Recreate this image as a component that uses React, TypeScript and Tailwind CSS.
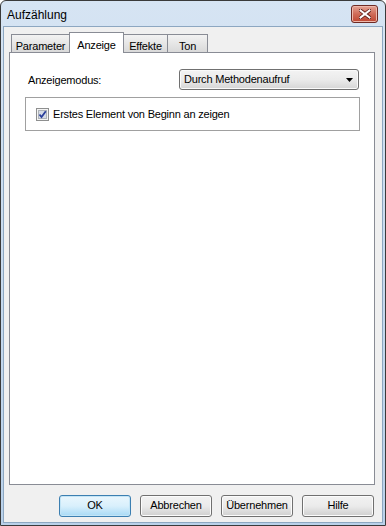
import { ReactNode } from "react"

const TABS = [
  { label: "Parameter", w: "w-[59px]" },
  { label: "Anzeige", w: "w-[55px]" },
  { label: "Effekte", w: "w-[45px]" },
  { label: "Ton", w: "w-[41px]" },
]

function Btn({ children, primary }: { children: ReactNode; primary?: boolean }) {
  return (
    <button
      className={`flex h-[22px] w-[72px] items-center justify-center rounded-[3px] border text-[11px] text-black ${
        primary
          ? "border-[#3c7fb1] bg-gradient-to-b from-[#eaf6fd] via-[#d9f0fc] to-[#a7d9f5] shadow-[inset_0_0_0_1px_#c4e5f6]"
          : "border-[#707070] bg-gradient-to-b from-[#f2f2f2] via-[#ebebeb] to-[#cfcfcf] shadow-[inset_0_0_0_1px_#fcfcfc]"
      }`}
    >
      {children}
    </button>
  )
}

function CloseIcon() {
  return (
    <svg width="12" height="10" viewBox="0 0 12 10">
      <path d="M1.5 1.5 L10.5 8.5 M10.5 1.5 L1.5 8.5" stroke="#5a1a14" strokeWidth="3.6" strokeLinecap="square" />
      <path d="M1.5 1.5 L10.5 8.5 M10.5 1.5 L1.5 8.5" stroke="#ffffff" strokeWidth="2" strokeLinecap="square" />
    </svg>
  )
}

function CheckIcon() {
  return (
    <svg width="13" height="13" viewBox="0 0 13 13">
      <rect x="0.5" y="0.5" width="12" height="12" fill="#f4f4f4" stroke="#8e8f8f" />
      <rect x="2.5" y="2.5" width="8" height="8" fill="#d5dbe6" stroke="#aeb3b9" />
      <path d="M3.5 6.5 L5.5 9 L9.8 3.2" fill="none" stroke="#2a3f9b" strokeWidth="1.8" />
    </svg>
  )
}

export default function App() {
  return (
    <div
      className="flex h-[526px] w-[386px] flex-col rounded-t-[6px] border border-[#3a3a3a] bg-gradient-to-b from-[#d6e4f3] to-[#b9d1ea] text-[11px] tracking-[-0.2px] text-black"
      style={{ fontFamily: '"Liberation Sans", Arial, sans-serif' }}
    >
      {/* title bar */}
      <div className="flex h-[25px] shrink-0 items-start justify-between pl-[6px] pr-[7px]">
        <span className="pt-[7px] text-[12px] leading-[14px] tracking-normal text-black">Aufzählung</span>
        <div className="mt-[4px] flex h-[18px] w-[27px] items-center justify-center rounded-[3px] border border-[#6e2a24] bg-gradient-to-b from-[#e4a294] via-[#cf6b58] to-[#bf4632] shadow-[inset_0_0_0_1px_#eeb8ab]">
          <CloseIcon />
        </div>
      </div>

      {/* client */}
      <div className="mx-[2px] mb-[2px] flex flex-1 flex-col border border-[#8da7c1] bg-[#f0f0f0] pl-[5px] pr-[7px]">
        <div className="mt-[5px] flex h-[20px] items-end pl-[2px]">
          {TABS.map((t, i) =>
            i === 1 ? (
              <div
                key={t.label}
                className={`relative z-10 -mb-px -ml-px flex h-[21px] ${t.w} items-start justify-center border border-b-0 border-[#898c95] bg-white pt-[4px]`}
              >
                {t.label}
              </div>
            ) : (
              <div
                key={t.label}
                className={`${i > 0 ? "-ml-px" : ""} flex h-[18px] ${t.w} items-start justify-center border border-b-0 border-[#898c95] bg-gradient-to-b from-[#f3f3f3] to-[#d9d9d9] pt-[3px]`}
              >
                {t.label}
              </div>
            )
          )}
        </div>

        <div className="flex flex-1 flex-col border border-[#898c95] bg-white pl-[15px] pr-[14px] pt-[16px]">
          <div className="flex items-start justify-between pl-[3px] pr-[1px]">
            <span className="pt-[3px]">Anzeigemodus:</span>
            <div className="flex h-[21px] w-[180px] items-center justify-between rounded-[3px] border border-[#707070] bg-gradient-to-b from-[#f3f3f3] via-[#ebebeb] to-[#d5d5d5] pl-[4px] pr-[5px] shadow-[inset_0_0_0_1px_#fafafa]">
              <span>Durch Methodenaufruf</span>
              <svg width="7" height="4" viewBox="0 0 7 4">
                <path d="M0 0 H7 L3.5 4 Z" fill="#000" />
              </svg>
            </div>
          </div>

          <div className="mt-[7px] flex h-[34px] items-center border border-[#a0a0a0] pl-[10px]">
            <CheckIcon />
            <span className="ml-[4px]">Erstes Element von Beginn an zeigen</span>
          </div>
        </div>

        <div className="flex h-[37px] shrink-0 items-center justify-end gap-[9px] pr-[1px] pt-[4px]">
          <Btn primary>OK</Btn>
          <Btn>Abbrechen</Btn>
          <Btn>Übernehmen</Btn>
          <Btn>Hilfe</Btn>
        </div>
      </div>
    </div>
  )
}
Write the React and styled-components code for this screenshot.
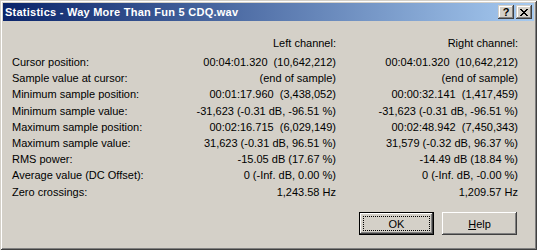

Exercise aim
Across the records, count the lines holding the string "this". Give the number and stop.

Written reply
2